TO DO »
State how many lines of the records contain the string "this". Give the number alone.

LISTING »

□ □ □ □ □ □ □

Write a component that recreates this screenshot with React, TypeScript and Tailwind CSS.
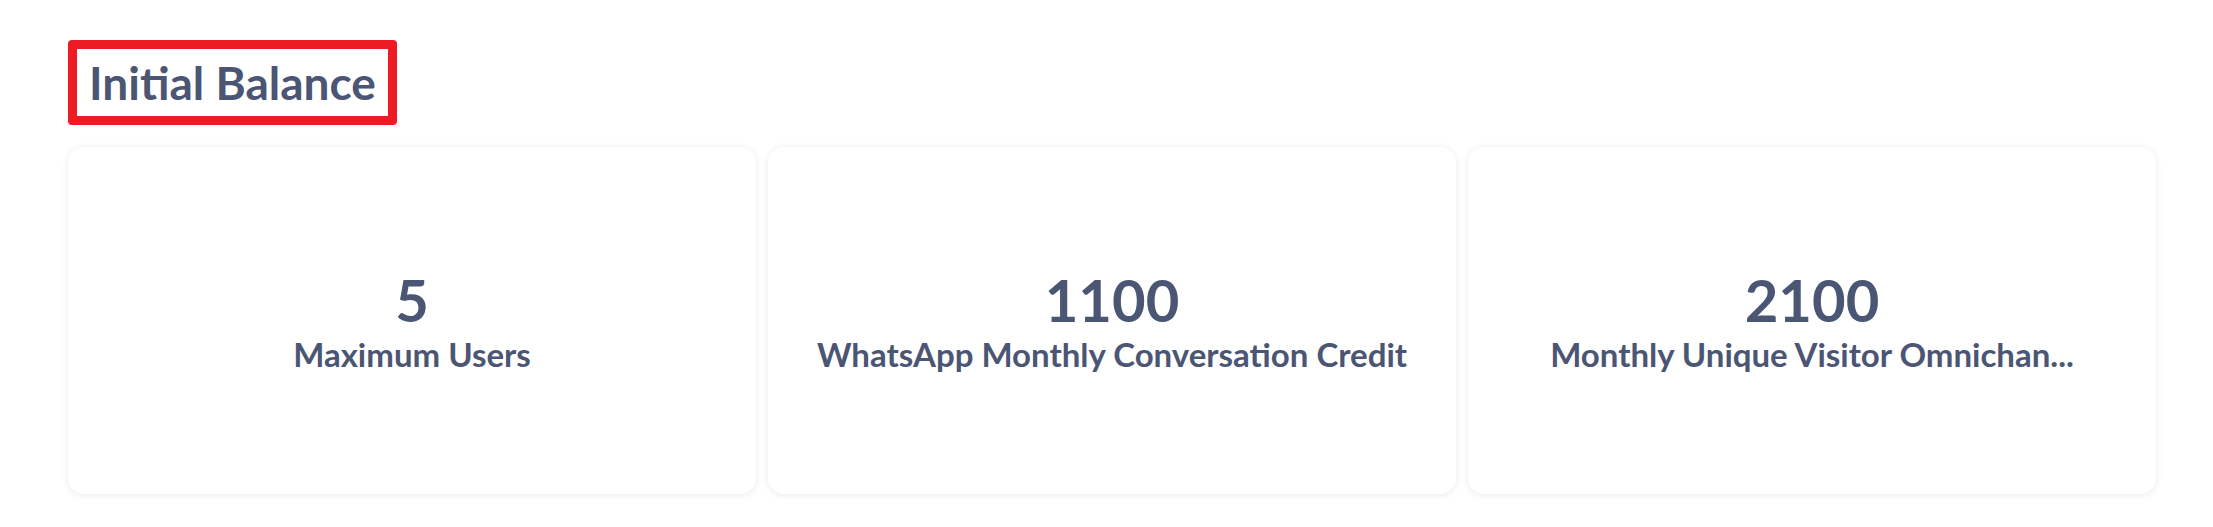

□ □ □ □ □ □ □

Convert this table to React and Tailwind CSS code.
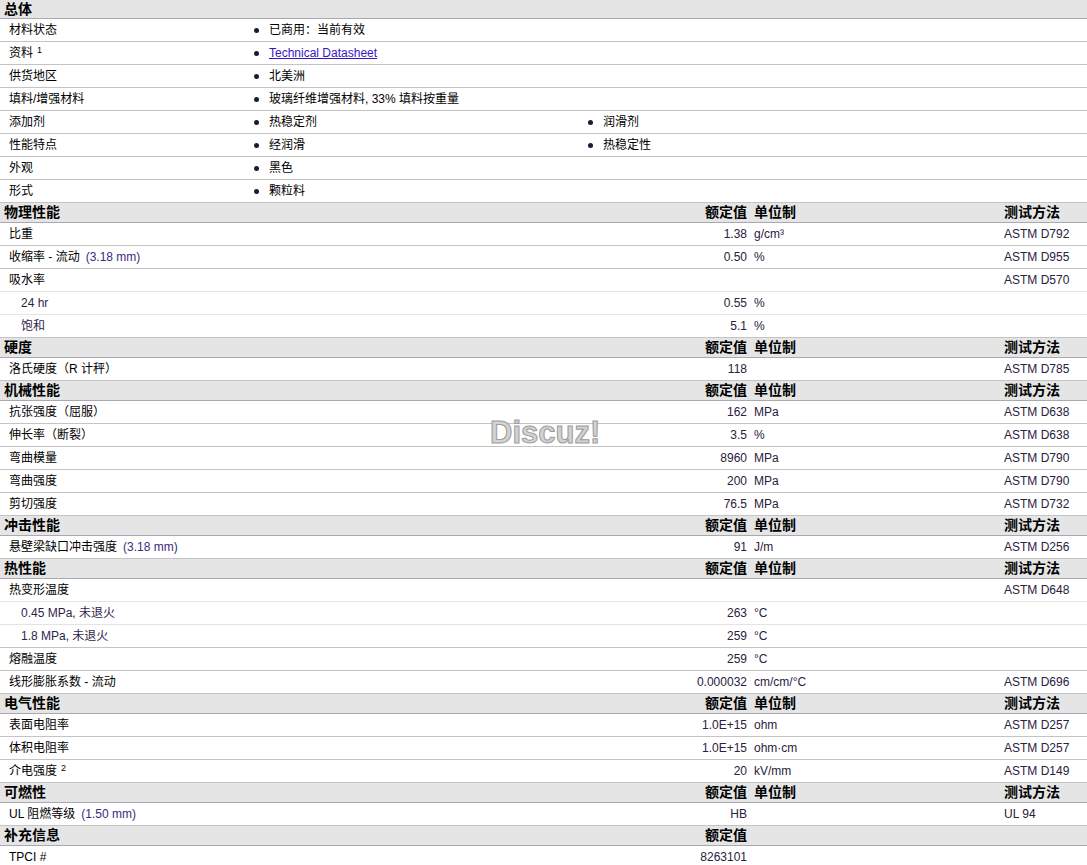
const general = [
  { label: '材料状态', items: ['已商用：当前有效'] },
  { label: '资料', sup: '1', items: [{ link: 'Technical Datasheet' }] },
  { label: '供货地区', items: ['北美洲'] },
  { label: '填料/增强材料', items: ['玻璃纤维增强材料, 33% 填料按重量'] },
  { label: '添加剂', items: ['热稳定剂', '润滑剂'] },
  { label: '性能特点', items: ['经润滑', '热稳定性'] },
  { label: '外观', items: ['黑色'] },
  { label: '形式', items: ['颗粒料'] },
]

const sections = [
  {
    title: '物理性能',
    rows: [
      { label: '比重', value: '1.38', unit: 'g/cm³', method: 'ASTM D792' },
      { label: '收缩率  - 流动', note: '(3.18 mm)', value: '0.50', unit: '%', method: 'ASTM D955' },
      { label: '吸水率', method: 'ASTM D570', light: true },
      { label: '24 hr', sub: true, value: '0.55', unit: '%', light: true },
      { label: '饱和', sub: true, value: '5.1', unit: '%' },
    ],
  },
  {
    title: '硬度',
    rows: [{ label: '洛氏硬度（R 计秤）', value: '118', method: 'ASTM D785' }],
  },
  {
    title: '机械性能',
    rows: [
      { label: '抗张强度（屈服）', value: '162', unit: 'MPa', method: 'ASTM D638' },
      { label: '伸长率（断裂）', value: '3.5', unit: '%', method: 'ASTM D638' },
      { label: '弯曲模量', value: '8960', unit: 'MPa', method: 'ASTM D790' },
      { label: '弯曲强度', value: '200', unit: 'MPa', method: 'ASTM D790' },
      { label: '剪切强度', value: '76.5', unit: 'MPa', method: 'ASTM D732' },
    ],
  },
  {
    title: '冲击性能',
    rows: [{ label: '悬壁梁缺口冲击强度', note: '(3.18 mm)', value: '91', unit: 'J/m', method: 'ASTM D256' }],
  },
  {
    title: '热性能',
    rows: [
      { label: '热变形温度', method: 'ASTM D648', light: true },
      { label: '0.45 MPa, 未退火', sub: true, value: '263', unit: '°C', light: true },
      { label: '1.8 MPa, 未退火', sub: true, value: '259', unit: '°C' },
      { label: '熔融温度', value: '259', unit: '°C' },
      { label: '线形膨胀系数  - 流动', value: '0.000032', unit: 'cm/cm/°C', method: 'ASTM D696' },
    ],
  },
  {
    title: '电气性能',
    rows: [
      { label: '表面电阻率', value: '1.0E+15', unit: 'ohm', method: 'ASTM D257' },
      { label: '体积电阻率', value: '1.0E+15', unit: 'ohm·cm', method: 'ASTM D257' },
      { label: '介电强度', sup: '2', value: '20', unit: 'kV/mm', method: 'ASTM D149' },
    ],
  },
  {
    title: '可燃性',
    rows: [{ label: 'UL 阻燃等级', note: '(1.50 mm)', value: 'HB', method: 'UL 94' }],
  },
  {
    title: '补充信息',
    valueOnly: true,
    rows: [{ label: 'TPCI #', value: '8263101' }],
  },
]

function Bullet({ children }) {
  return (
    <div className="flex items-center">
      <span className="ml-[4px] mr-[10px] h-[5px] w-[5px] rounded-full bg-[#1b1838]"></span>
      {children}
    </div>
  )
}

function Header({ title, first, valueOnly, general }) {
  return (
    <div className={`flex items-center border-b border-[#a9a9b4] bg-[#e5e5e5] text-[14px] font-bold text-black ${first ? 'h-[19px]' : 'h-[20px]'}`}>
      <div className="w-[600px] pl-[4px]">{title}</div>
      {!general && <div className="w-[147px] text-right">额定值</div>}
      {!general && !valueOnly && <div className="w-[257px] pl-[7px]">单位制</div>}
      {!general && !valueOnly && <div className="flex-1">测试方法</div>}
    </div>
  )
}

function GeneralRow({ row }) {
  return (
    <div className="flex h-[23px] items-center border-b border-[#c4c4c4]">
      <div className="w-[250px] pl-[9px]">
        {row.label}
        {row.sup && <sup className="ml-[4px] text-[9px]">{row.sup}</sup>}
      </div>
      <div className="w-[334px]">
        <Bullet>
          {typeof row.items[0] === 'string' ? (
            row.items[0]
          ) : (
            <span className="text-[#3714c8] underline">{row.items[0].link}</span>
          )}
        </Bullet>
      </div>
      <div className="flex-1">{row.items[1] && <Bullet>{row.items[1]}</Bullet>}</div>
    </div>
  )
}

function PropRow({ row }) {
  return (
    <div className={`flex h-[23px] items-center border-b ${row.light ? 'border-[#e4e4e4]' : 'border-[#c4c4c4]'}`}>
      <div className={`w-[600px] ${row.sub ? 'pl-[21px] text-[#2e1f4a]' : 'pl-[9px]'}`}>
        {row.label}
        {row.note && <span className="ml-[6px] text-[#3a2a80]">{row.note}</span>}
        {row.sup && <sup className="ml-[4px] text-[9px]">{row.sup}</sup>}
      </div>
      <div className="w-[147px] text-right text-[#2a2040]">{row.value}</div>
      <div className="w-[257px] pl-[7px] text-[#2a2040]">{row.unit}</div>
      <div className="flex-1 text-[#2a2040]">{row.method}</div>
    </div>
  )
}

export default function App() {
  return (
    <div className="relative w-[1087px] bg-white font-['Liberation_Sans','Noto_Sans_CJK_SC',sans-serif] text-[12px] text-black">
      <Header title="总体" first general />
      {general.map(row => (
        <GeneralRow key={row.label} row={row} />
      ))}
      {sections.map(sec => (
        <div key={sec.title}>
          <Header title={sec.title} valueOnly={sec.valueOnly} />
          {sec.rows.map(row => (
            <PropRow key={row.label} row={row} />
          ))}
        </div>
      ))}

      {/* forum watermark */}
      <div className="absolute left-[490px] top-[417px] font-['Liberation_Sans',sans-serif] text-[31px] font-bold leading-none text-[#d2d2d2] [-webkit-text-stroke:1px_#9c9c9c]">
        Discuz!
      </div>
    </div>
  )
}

□ □ □ □ □ □ □

COMPLETED TASK »
2